The focus of Church teaching has been to proclaim the rights of workers to just wages, and to vigorously assert, in the face of reductionist trends, that workers cannot be treated simply according to their value as economic producers. These trends in Catholic social thought have coalesced into the concept of the family wage, which is the basis of evaluating the justness of wages in society. But representations of Church teaching that suggest it necessarily mandates an increase of the minimum wage—at this or any other time—are at best oversimplifications and at worst misrepresentations of a complex moral question, in which prudential considerations weigh as heavily as theological principles.

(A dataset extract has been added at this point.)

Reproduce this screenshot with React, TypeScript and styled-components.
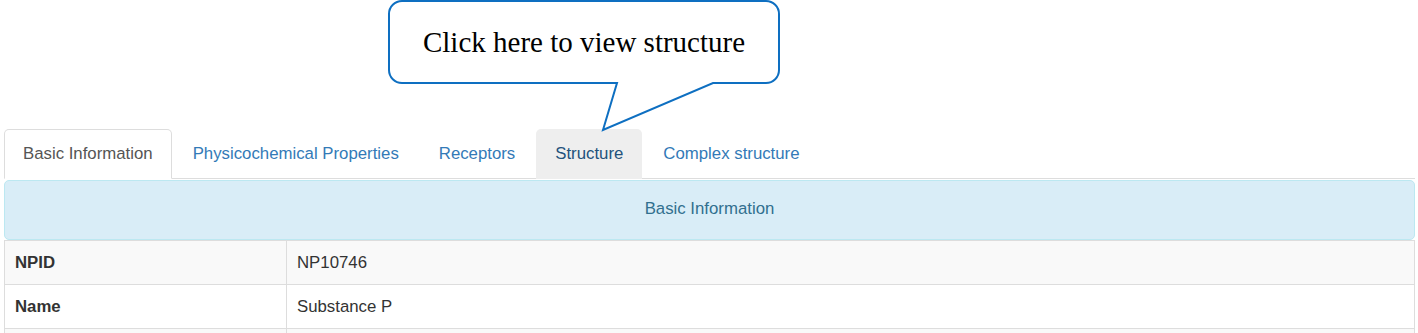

The goal of Catholic social teaching is a just, family wage for every head of household. But the Church recognizes that the family wage will not be achieved by the blunt instrument of legislation, applied without reference to economic realities. Rather, as John Paul II taught, it will be attained by making sure that education and training are made available to the widest number of persons so that they can command the wages that will enable them to live becomingly, as Aquinas said, in dignity and comfort.